Il massimo era quando uscivo la sera con Corrado e Loche: dei gran momenti. Poi sono amica di Sabina (Guzzanti, ndr), è intelligente: mi ha stimolato in certi periodi.
Capitolo cinema: il suo esordio è stato in una delle “insegnanti” anni 70…
Ho sempre desiderato far parte di questo mondo e cercavo pure una piccola autonomia economica; (sorride) ho iniziato con la danza classica, all’Accademia Nazionale. All’epoca ero bravina, così quando c’era un’audizione venivo scelta e andavo, a prescindere dal film.
Come impiegava i soldi guadagnati?
Ce vivevo; sono andata via di casa molto presto insieme al mio primo fidanzato; avevo una famiglia impegnativa e gli anni erano quelli.
Oltre a ballare, lavorava?
Come commessa in un negozio; non riuscivo bene all’università.
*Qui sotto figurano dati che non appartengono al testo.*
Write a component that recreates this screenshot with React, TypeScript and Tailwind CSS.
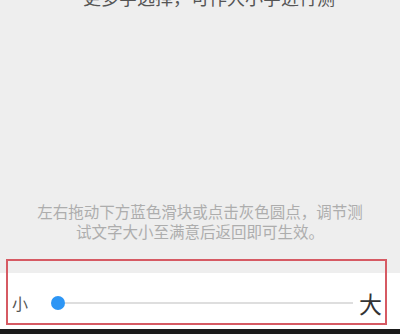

Lo studio era un problema.
Risolto, come?
Sempre grazie a Gigi: con lui ho scoperto da Dante a Brecht.
Si sentiva in difficoltà con gli altri studenti?
Alcuni erano più ciucci di me.
Aveva il senso di rivincita?
Quello c’è ora.
Come mai?
Nella bellezza e nella difficoltà del mio mestiere, quando prendo bastonate, a volte sonore, scatta il senso di rivincita.
In che occasione?
Ugo Porcelli ripeteva: “L’attore è come le azioni di Borsa: va su e poi giù. L’importante è tenere nel tempo”.
Nel tempo a chi dice grazie?
Subito ai miei autori: Valter Lupo e Gianluca Giugliarelli; poi ho il culo di aver trovato due trentenni collaborativi e bravi: Enrica Accascina e Nicola Capogna. Aggiungo Roberto D’Agostino: sul suo sito ha rilanciato un mio sketch (la Reggiani che interpreta sia Giorgia Meloni sia Concita De Gregorio) e ha avuto un bell’effetto.
La Dandini narra la storia di una dentiera…
(Stupita) Davvero lo ha raccontato?
Eh, sì.
Lei cazzate non ne dice, è un po’ come Gigi: si ride, si scherza, ma quando c’è da andare in onda, la disciplina diventa ferrea.
La dentiera.
Al tempo la Bonaccorti andava in onda con un cruciverbone; arriva Serena: “Devi imitarla”. “Va bene, però ci vuole una dentiera”. Si attiva la procedura Rai: timbri, richieste, il dentista, poi lo studio del personaggio. Arriva il giorno della messa in onda, tutto bene, finisce la puntata, la tolgo e la piazzo chissà dove.
E… ?
Due giorni dopo vado a riprenderla ma non la trovo. Allarme. Fermo le prove. Tutta la compagnia nel mio camerino a cercarla. Chiamiamo gli addetti alle pulizie. Niente. Alla fine, con tanto di sedie, ci siamo infilati dentro agli enormi cassonetti della Rai. Inutile.
Curriculum: ha lavorato con Fellini.
Quando andavo a Cinecittà per i film tipo quello con Nadia Cassini, lasciavo le foto a Fiammetta Profili, la sua segretaria; poi per un mesetto, tre o quattro volte la settimana, Fellini mi convocava: “ti devo assegnare una parte”.
E invece?
Arrivavo, chiacchierava, concludeva con “ora ci penso”. Poi sono stata una delle comparse in La nave va ed è stata un’esperienza stupenda, con Pina Bausch; Fellini saliva a bordo, mi chiamava e parlava di nuovo; poi ripeteva: “Hai due occhi che sembrano dischi volanti”.
Ci provava?
Al massimo c’era la carezza o la pacchetta; a quel tempo la pacchetta non era connotata.
E lei?
Un po’ mi imbarazzavo, sono sempre stata pudica, ma non ha mai superate alcun limite.
Sexy si è mai sentita?
Quando sono passata dalla Ricciarelli alla Parietti.
Cioè?
Quando ho iniziato a imitare la Parietti è cambiato l’approccio dei miei colleghi maschi: mi offrivano il caffè, aprivano la portiera della macchina, chiedevano “come va? tutto bene?”
Divertita.
Mi son detta: accidenti! Non è male.
Poi con la Parietti ha lavorato in tv.
Alba è una delle persone più spiritose e ironiche che io conosca.
Chi altro l’ha presa bene?
Mi sono trovata al Quirinale abbracciata da Franca Ciampi.
Lei chi è?
È una domanda troppo da Marzullo; e poi nessun attore ha l’esatta percezione di cosa o chi sia realmente.